Approach. We approach this problem by combining human intelligence, through crowd-sourcing(ZooUniverse or Amazon Mechanical Turk), with machine intelligence (computer vision and machine learning). This approach is often referred to as human-in-the-loop. We aim to create a system where human interacts with the machine by performing a small series of manual annotations. The number of annotations is much less than the total examples in the data set. Our algorithm then learns from these annotations, becomes smarter as more annotations are available, and improve its ability to recognize handwritten text automatically. Figure 5 describes the general flow of a human-in-the-loop system.

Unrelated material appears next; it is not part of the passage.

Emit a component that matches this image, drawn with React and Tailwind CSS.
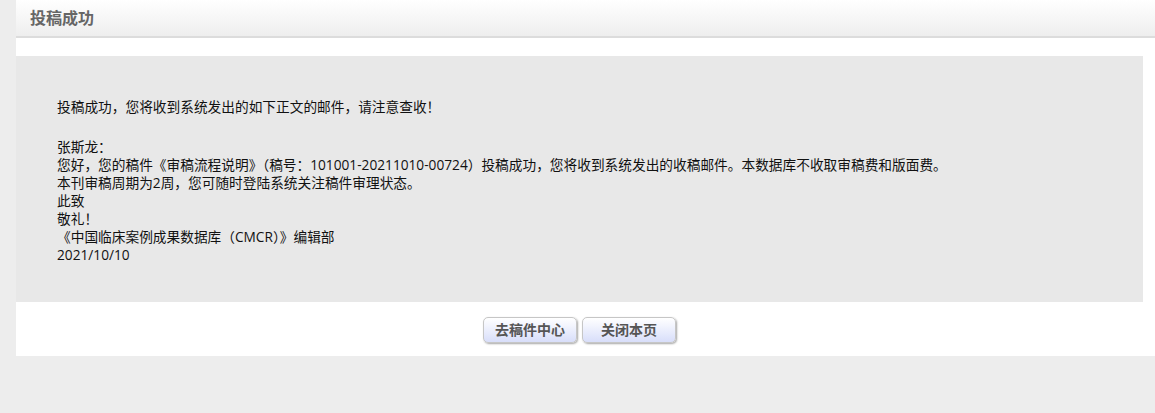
import React from 'react';

const font = { fontFamily: '"Open Sans", "Noto Sans CJK SC", sans-serif' };

const Btn = ({ children }) => (
    <button className="w-[94px] h-[26px] rounded-[5px] border border-[#c6c6c6] bg-gradient-to-b from-[#ffffff] to-[#d8defa] text-[14px] font-bold text-[#555] shadow-[1px_1px_2px_rgba(0,0,0,0.35)]">
        {children}
    </button>
);

const App = () => {
    return (
        <div className="min-h-[413px] bg-[#ededed] pl-4" style={font}>
            <div className="bg-white">
                {/* header */}
                <div className="h-[38px] flex items-center px-[14px] bg-gradient-to-b from-[#ffffff] to-[#eeeeee] border-b-2 border-[#dcdcdc]">
                    <span className="text-[16px] font-bold text-[#666]">投稿成功</span>
                </div>

                <div className="pt-[18px] mr-[12px]">
                    <div className="bg-[#e8e8e8] h-[246px] pl-[41px] pt-[42px] text-[13.7px] leading-[18px] text-[#111]">
                        <p className="mb-[22px]">投稿成功，您将收到系统发出的如下正文的邮件，请注意查收！</p>
                        <p>张斯龙：</p>
                        <p>您好，您的稿件《审稿流程说明》（稿号：101001-20211010-00724）投稿成功，您将收到系统发出的收稿邮件。本数据库不收取审稿费和版面费。</p>
                        <p>本刊审稿周期为2周，您可随时登陆系统关注稿件审理状态。</p>
                        <p>此致</p>
                        <p>敬礼！</p>
                        <p>《中国临床案例成果数据库（CMCR）》编辑部</p>
                        <p>2021/10/10</p>
                    </div>
                    <div className="h-[54px] flex items-center justify-center gap-[5px] pt-[1px]">
                        <Btn>去稿件中心</Btn>
                        <Btn>关闭本页</Btn>
                    </div>
                </div>
            </div>
        </div>
    );
};

export default App;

Figure 5. General flow for human-in-the-loop system. Users from online crowdsourcing provides the annotation for handwritting texts. These annotations improves the machine learning model. The machine model, then, selects a new set of images to be annotated. As more and more handwritten texts are annotated, the model becomes "smarter".


In the next blog post, we will discuss the further details of the handwritting recognition module, such as the preprocessing steps prior to handwritten recognition, the interface for which user can perform annotations, and backend machine learning model. Figure 6 shows an example of back-end systems proposed by Manmatha et. al.(1996) that helps reducing human annotation time.


















Figure 6. Illustrations of the word spotting ideas. Similar-looking words are clustered into the same set. When a user annotates a word in this set, the system then broadcasts the annotation to the rest of the group. Therefore, reducing the number of manual annotations required.


Reference


R. Manmatha, C. Han and E. Riseman: Word Spotting: A New Approach to Indexing Handwriting . In: Proc. of the IEEE Computer Vision and Pattern Recognition Conference, San Francisco, CA, June 1996, longer version available as UMass Technical Report TR95-105.